Retype the lines from the first one in the records down to the line containing "import React from 'react';", counting both, and leave out any pictures.
--------------------------------
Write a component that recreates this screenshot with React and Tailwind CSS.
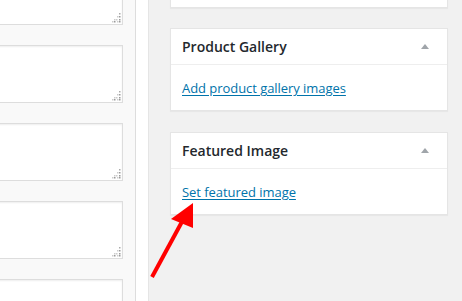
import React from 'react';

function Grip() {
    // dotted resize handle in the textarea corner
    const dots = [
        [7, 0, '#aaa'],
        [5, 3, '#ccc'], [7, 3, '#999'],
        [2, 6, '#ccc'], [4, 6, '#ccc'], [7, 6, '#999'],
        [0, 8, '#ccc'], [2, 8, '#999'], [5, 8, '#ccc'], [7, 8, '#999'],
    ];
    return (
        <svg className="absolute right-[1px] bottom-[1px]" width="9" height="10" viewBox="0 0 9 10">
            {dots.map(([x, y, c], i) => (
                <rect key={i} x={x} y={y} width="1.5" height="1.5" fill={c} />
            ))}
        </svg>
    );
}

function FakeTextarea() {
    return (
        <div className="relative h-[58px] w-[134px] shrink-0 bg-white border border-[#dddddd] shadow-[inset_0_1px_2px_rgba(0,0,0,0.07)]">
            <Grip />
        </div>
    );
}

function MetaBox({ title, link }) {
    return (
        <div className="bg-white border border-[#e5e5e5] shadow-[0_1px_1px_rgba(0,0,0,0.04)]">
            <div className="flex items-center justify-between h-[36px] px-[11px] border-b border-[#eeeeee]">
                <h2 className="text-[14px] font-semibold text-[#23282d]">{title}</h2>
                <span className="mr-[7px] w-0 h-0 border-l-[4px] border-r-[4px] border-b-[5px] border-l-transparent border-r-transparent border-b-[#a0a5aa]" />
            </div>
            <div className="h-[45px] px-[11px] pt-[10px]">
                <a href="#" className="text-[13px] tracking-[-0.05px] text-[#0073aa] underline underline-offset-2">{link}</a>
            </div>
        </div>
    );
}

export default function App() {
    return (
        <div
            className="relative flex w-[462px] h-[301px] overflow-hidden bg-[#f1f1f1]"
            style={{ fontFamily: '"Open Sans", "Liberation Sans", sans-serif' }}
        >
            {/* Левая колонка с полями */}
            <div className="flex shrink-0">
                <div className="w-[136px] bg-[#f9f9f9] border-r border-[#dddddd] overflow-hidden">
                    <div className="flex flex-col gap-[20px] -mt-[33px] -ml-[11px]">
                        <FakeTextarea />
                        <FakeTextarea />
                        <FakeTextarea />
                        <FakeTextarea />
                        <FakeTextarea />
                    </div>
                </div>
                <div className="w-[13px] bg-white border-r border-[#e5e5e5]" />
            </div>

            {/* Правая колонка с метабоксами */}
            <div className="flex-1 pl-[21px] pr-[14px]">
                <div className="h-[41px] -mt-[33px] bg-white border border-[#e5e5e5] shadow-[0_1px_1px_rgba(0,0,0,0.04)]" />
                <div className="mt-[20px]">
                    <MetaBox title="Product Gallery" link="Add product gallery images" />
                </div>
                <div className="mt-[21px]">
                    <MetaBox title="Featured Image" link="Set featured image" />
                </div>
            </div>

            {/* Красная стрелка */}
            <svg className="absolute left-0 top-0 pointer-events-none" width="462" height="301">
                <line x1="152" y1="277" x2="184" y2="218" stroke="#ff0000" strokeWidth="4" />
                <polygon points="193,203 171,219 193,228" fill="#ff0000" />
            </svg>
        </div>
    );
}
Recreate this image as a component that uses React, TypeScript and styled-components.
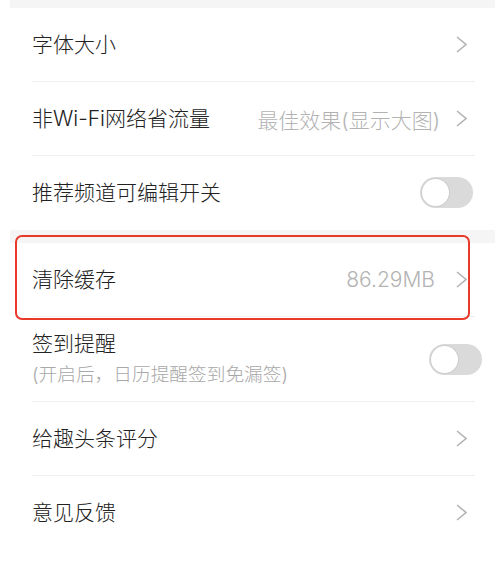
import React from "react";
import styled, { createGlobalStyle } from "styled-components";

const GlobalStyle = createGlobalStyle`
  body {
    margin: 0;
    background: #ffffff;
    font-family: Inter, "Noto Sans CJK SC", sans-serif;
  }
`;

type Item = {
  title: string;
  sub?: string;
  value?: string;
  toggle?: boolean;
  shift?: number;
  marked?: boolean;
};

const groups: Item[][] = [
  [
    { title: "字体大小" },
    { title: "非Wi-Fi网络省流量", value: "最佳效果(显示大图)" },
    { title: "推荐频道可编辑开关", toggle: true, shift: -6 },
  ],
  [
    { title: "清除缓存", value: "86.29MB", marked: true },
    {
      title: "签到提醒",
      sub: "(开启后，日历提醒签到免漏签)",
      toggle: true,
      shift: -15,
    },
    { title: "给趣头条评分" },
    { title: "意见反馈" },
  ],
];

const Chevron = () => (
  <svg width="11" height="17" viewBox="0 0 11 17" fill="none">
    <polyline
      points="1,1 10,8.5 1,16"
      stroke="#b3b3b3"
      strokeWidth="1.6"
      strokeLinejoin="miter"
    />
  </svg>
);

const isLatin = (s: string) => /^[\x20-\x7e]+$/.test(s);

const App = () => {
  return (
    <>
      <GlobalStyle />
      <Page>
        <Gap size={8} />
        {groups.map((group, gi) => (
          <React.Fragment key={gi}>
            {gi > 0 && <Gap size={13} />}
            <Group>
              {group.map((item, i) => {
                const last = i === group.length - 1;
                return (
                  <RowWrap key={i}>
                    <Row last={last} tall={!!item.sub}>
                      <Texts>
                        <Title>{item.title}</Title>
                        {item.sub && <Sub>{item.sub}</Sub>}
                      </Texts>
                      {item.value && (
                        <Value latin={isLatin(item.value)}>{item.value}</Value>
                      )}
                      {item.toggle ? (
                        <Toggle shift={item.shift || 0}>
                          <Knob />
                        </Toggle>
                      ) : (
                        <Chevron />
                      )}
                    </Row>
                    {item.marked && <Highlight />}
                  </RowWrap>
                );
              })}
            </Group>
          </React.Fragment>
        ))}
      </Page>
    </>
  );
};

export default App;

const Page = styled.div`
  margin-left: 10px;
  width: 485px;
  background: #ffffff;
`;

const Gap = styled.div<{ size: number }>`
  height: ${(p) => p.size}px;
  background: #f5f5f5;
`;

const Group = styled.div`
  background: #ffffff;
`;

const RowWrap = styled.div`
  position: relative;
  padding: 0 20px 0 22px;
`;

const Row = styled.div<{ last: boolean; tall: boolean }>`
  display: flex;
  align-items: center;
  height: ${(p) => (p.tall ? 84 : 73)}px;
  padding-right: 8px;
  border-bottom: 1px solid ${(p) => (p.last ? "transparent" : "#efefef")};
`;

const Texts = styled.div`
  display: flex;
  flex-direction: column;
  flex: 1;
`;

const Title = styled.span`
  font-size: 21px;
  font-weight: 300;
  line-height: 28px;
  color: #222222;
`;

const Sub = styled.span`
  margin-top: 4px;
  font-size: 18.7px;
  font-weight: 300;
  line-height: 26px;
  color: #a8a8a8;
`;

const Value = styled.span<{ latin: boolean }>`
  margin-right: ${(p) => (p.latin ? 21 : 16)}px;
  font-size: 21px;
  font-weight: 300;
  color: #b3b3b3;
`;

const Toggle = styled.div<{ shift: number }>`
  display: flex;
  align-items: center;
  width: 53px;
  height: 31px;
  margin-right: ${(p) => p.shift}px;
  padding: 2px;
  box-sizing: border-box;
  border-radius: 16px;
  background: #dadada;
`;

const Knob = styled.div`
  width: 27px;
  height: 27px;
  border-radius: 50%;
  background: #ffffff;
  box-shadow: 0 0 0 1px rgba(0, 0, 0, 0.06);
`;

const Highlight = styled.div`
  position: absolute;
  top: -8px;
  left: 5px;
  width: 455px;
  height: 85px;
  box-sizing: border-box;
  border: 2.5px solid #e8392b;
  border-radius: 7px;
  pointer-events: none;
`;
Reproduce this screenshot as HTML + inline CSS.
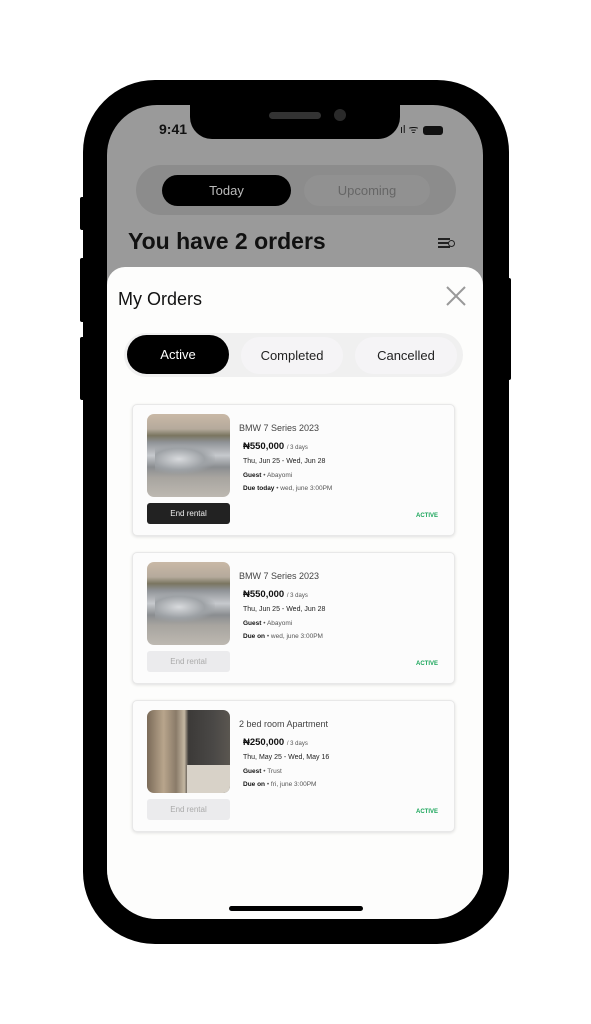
--------------------------------
ANSWER IN FULL:
Write a component that recreates this screenshot with React and Tailwind CSS.
import React from 'react';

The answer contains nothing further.